Should of taken up chess!



Cheers



Ian

Member for

21 years 5 months

Hi Mike,



Totally agree with you, but I think you’re wasting your time telling Charlie to stop pontificating. I really wish that the private message facility was working, as a lot of the damage Charlie does with his erroneous information can be corrected with a private message to the recipient of his bad advice.



Hopefuly PP Admin will deal with the troublesome individuals who abused it get it back working again soon.



Chris Oggham


Member for

19 years 10 months

Hi Charleston



Impacted As Planned is the only event impact analysis method that can be used in ongoing construction work.



This is because there is no As Built information for work yet to be done.



Go back and read section 3.6 of the AACEI document and you will maybe get the idea.



The advice you have given is wrong and misleading.



Please in future stick to what you know and stop pontificating on matters that you do not understand.



Best regards



Mike Testro

Member for

20 years 3 months

Dear Ian,



Impacted as planned is for the lazy. It is very simplistic. It is not realiable.
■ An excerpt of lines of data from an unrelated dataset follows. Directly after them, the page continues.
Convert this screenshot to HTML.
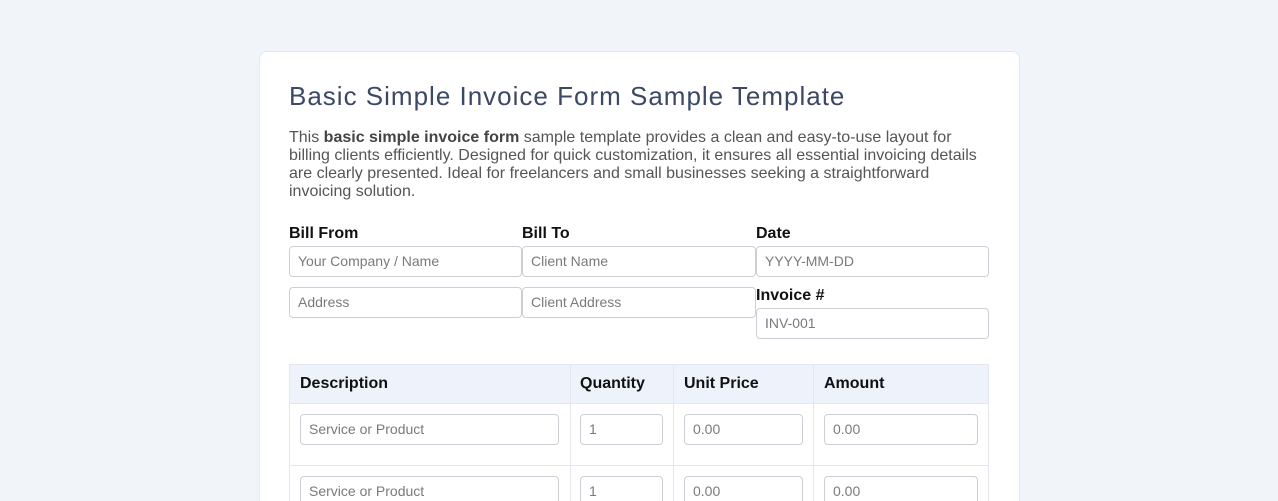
<!DOCTYPE html>
<html><head><meta charset="utf-8"><style>
*{box-sizing:border-box;margin:0;padding:0}
html,body{width:1278px;height:501px;overflow:hidden}
body{background:#f1f4f8;font-family:"Liberation Sans",Arial,sans-serif;position:relative}
.card{position:absolute;left:259px;top:51px;width:761px;height:460px;background:#fff;border:1px solid #e3e7ee;border-radius:8px}
h1{position:absolute;left:289px;top:81px;font-size:26px;font-weight:normal;color:#3b4866;letter-spacing:1px;white-space:nowrap}
p{position:absolute;left:289px;top:129px;width:700px;font-size:16px;line-height:18px;color:#555}
p b{color:#444}
.lbl{position:absolute;font-size:16px;font-weight:bold;color:#111}
.in{position:absolute;height:31px;border:1px solid #ccd0d6;border-radius:4px;background:#fff;font-size:14px;color:#7a7a7a;padding-left:8px;line-height:29px;white-space:nowrap}
.th{position:absolute;top:364px;height:40px;background:#eef2fb;border-top:1px solid #e2e6ee;border-bottom:1px solid #e2e6ee;font-weight:bold;font-size:16px;color:#111;padding-left:11px;line-height:38px}
.vl{position:absolute;width:1px;background:#e2e6ee;top:364px;height:137px}
.hl{position:absolute;height:1px;background:#e2e6ee;left:289px;width:700px}
</style></head><body>
<div class="card"></div>
<h1>Basic Simple Invoice Form Sample Template</h1>
<p>This <b>basic simple invoice form</b> sample template provides a clean and easy-to-use layout for billing clients efficiently. Designed for quick customization, it ensures all essential invoicing details are clearly presented. Ideal for freelancers and small businesses seeking a straightforward invoicing solution.</p>
<div class="lbl" style="left:289px;top:225px">Bill From</div>
<div class="lbl" style="left:522px;top:225px">Bill To</div>
<div class="lbl" style="left:756px;top:225px">Date</div>
<div class="in" style="left:289px;top:246px;width:233px">Your Company / Name</div>
<div class="in" style="left:522px;top:246px;width:234px">Client Name</div>
<div class="in" style="left:756px;top:246px;width:233px">YYYY-MM-DD</div>
<div class="in" style="left:289px;top:287px;width:233px">Address</div>
<div class="in" style="left:522px;top:287px;width:234px">Client Address</div>
<div class="lbl" style="left:756px;top:287px">Invoice #</div>
<div class="in" style="left:756px;top:308px;width:233px">INV-001</div>

<div class="th" style="left:289px;width:281px">Description</div>
<div class="th" style="left:570px;width:103px;padding-left:10px">Quantity</div>
<div class="th" style="left:673px;width:140px">Unit Price</div>
<div class="th" style="left:813px;width:176px">Amount</div>
<div class="vl" style="left:289px"></div>
<div class="vl" style="left:570px"></div>
<div class="vl" style="left:673px"></div>
<div class="vl" style="left:813px"></div>
<div class="vl" style="left:988px"></div>
<div class="hl" style="top:465px"></div>

<div class="in" style="left:300px;top:414px;width:259px">Service or Product</div>
<div class="in" style="left:580px;top:414px;width:83px">1</div>
<div class="in" style="left:684px;top:414px;width:119px">0.00</div>
<div class="in" style="left:824px;top:414px;width:154px">0.00</div>
<div class="in" style="left:300px;top:476px;width:259px">Service or Product</div>
<div class="in" style="left:580px;top:476px;width:83px">1</div>
<div class="in" style="left:684px;top:476px;width:119px">0.00</div>
<div class="in" style="left:824px;top:476px;width:154px">0.00</div>
</body></html>
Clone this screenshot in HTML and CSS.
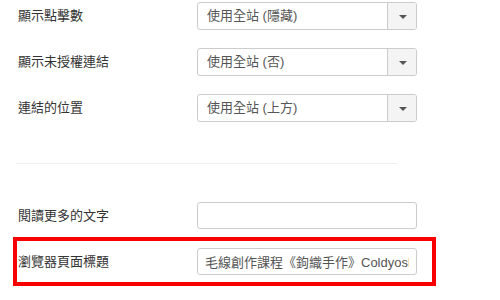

A lot of cases for claims were thrown out because of this methodology.



The fundametal defect is none consideration of actuals and concurrent delay by the contractor.



I would suggest you grasp AACEI. I’m now the promoter of this valuable piece of document so that we will have uniformity in approach to forensic planning analysis.



Cheers,

Happy Planning and Scheduling

Member for

19 years 10 months

Hi Ian



Under any form of contract the contractor is obliged to mitigate any delay provided it does not cost anything.



When ascertaining an EOT claim you are obliged to be fair and reasonable and take all matters into account.



Instead of using a Windows method try a simple Impacted as Planned where the events are impacted on the whole programme.



It may be that the contractor has built in a whole lot of float in his programme - an easy way of doing this is to set the calendar to a 6 hour day while working 8.



This is not allowed under NEC rules as any float buffers must be clearly displayed.



Please let me know how you are getting on.